Отсидели полчаса под снеговым шквалом в каменной нише. Тут же как ни в чем не бывало запалило солнце. У подножия перевала с главного Терскейского хребта Кокжар (тут он уже зовется Джаак) получает два притока. У одного из них рано стали лагерем. Подавив бунт группы, рвавшейся с ходу лезть на перевал, я вышел на разведку. Чувствуется высота: сухари горьки на вкус, каждое неловкое движение учащает дыхание, отзывается гулом в висках. А надо спешить — два часа до темноты. Вот и гребень. Предвкушаю дивную панораму. А вместо нее открывается этаким милым сюрпризом бескрайний, зелено-серый, пропитанный водой сырт. Под пятью сантиметрами земли — сплошной камень. В результате, эти пять сантиметров — сплошное болото. Где Сарыджаз, Хан-Тенгри, перевал?
Решил еще минут двадцать бежать по сырту прямо на юг, а потом тем же аллюром обратно в лагерь. Тяжко дыша, хлюпаю по болоту промокшими ногами. Только еще шире во все стороны расходится заунывная гладь. Вон до той груды камней добегу — и обратно. Влез на глыбу и… ноги подогнулись: впереди, из-за края этого высокогорного болота, встали очень спокойные, простые, без задних и боковых планов три гигантские пирамиды. Самая высокая, из розового мрамора, — пик Хан-Тенгри. Жадно всматриваюсь, стараясь навсегда запомнить чистые цвета, строгие грани, чувство огромного, свободного спокойствия, и, с усилием отвернувшись, бегу обратно.

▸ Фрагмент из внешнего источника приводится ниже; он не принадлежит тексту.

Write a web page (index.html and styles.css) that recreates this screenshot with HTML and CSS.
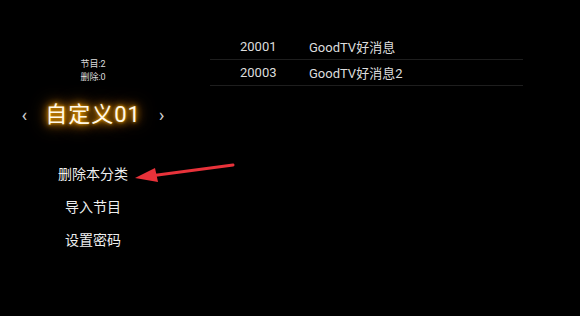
FILE: index.html
```html
<!DOCTYPE html>
<html>
  <head>
    <title>自定义分类</title>
    <link rel="stylesheet" href="styles.css">
  </head>
  <body>
    <div class="screen">
      <div class="side">
        <div class="stats">
          <div>节目:2</div>
          <div>删除:0</div>
        </div>
        <div class="switcher">
          <span class="nav">&lsaquo;</span>
          <span class="title">自定义01</span>
          <span class="nav">&rsaquo;</span>
        </div>
        <ul class="menu">
          <li>删除本分类</li>
          <li>导入节目</li>
          <li>设置密码</li>
        </ul>
      </div>
      <div class="list">
        <div class="row">
          <span class="num">20001</span>
          <span class="name">GoodTV好消息</span>
        </div>
        <div class="row">
          <span class="num">20003</span>
          <span class="name">GoodTV好消息2</span>
        </div>
      </div>
      <svg class="pointer" width="580" height="316" viewBox="0 0 580 316">
        <line x1="233" y1="165" x2="150" y2="176" stroke="#e8323a" stroke-width="3" stroke-linecap="round"/>
        <polygon points="135,178 155,168 158,182" fill="#e8323a"/>
      </svg>
    </div>
  </body>
</html>
```

FILE: styles.css
```css
body {
  margin: 0;
  background-color: #000;
  font-family: "Roboto", "Noto Sans CJK SC", sans-serif;
  color: #e6e6e6;
}
.screen {
  position: relative;
  width: 580px;
  height: 316px;
  display: flex;
  overflow: hidden;
}
.side {
  width: 186px;
  padding-top: 58px;
  display: flex;
  flex-direction: column;
  align-items: center;
}
.stats {
  font-size: 9px;
  line-height: 13px;
  text-align: center;
  color: #ddd;
}
.switcher {
  margin-top: 16px;
  display: flex;
  align-items: center;
  gap: 16px;
}
.nav {
  font-size: 19px;
  color: #ccc;
  line-height: 30px;
  padding: 0 2px;
}
.title {
  font-size: 22px;
  line-height: 30px;
  color: #fff8e8;
  text-shadow: 0 0 3px #f5a800, 0 0 7px #f09800, 0 0 12px #e08a00, 0 0 18px #b86e00;
  letter-spacing: 1px;
}
.menu {
  list-style: none;
  margin: 28px 0 0;
  padding: 0;
  text-align: center;
  font-size: 14px;
  line-height: 33px;
  color: #eee;
}
.list {
  margin-left: 24px;
  width: 313px;
  padding-top: 34px;
}
.row {
  display: flex;
  height: 25px;
  align-items: center;
  border-bottom: 1px solid #1e1e1e;
  font-size: 13px;
  color: #ddd;
}
.num {
  width: 69px;
  padding-left: 30px;
}
.pointer {
  position: absolute;
  left: 0;
  top: 0;
}
```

Без меня ребята выпросили у охотников одно полено (из трех, которые у них были). Сварили какао и манную кашу. Остатки щепок бережно рассовали по рюкзакам.
К гребню Терскея сходятся на ночлег облака. Те, которым не хватило места, неохотно сползают по склону вниз, накрывают нас, напитывая сыростью палатку, одежду, оседая капельками на лицах.
Холодное утро, холодное какао. За поворотом перевал Мингтур — наша цель. Этот день должен войти в историю похода как самый яркий, героический, победный. Бодрые, нетерпеливые ждут пятеро, когда командир, сверясь с картой, произнесет чудесные, короткие слова: «Подъем! Вперед!» Так бывает… у хороших командиров.
У нас все выглядит немного иначе: командир сидит на рюкзаке, уныло глядя, как Таня выпускает воздух из надувного матраца; Костя перекладывает в рюкзаке банки; Борик, ползая по земле, взывает: кто видел его шерстяной носок…
А потом у каждого находится свой, лучший вариант пути. Командир с Алексеем переходят на южный берег, Костя идет по кромке северного, женская команда лезет вбок. А Боря твердо знает, что идти надо «спокойно, не торопясь, с отдыхом». Одолев несколько метров подъема, он снимает рюкзак, садится на него, злыми глазами озирает природу… Потом командир обрушивается с нелестными выражениями на группу, случайно сползшую у одного из поворотов. После этого Нина, точно знающая меру мужниного терпения, идет следом, как привязанная. Таня весело отряхнулась и потащила смущенно оглядывающегося Костю своим путем. Боря подошел к концу сцены, выждал тишину и спросил: «А за перевалом река в другую сторону потечет?» Потом он увидел, что мы с Ниной и Алешей уже лезем круто вверх, а остальные двое еще нет. Это предопределило его решение.